Work to be completed: Locate the word "styles" in the data below, then copy every line that holds it.

Dataset extract:
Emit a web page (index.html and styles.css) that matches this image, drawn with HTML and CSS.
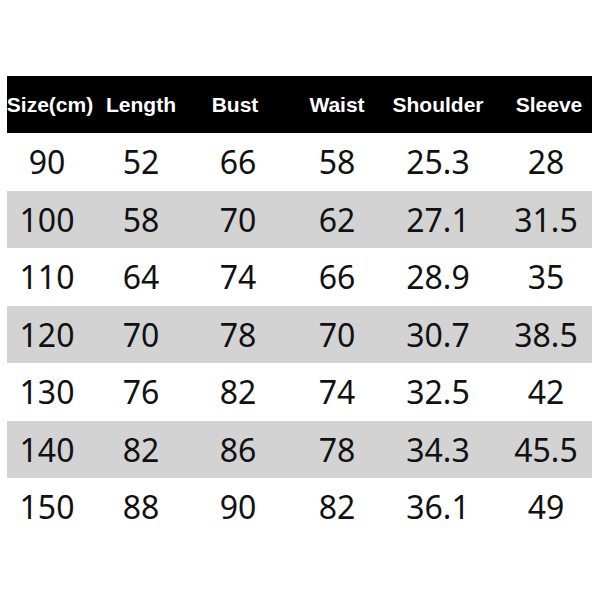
FILE: index.html
```html
<!DOCTYPE html>
<html>
<head>
<meta charset="utf-8">
<link rel="stylesheet" href="styles.css">
</head>
<body>
<div class="chart">
  <div class="row head">
    <div class="cell c1">Size(cm)</div>
    <div class="cell c2">Length</div>
    <div class="cell c3">Bust</div>
    <div class="cell c4">Waist</div>
    <div class="cell c5">Shoulder</div>
    <div class="cell c6">Sleeve</div>
  </div>
  <div class="row">
    <div class="cell c1">90</div><div class="cell c2">52</div><div class="cell c3">66</div><div class="cell c4">58</div><div class="cell c5">25.3</div><div class="cell c6">28</div>
  </div>
  <div class="row alt">
    <div class="cell c1">100</div><div class="cell c2">58</div><div class="cell c3">70</div><div class="cell c4">62</div><div class="cell c5">27.1</div><div class="cell c6">31.5</div>
  </div>
  <div class="row">
    <div class="cell c1">110</div><div class="cell c2">64</div><div class="cell c3">74</div><div class="cell c4">66</div><div class="cell c5">28.9</div><div class="cell c6">35</div>
  </div>
  <div class="row alt">
    <div class="cell c1">120</div><div class="cell c2">70</div><div class="cell c3">78</div><div class="cell c4">70</div><div class="cell c5">30.7</div><div class="cell c6">38.5</div>
  </div>
  <div class="row">
    <div class="cell c1">130</div><div class="cell c2">76</div><div class="cell c3">82</div><div class="cell c4">74</div><div class="cell c5">32.5</div><div class="cell c6">42</div>
  </div>
  <div class="row alt">
    <div class="cell c1">140</div><div class="cell c2">82</div><div class="cell c3">86</div><div class="cell c4">78</div><div class="cell c5">34.3</div><div class="cell c6">45.5</div>
  </div>
  <div class="row">
    <div class="cell c1">150</div><div class="cell c2">88</div><div class="cell c3">90</div><div class="cell c4">82</div><div class="cell c5">36.1</div><div class="cell c6">49</div>
  </div>
</div>
</body>
</html>
```
FILE: styles.css
```css
html, body {
  margin: 0;
  padding: 0;
  background: #ffffff;
}
.chart {
  margin: 76px 8px 0 7px;
  width: 585px;
}
.row {
  display: grid;
  grid-template-columns: 80px 108px 86px 112px 90px 109px;
  height: 57.5px;
  font-family: "Noto Sans", "Open Sans", sans-serif;
  font-size: 32px;
  color: #111111;
}
.row.alt {
  background: #d3d3d3;
}
.row.head {
  height: 57px;
  background: #000000;
  color: #ffffff;
  font-family: "Liberation Sans", Arial, sans-serif;
  font-weight: bold;
  font-size: 21px;
}
.cell {
  display: flex;
  align-items: center;
  justify-content: center;
  white-space: nowrap;
}
.row .c6 {
  padding-left: 17px;
}
.head .c1 {
  padding-left: 6px;
}
.head .c3 {
  padding-right: 6px;
}
.head .c6 {
  padding-left: 23px;
}
```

Final result:
Emit a web page (index.html and styles.css) that matches this image, drawn with HTML and CSS.
<link rel="stylesheet" href="styles.css">
FILE: styles.css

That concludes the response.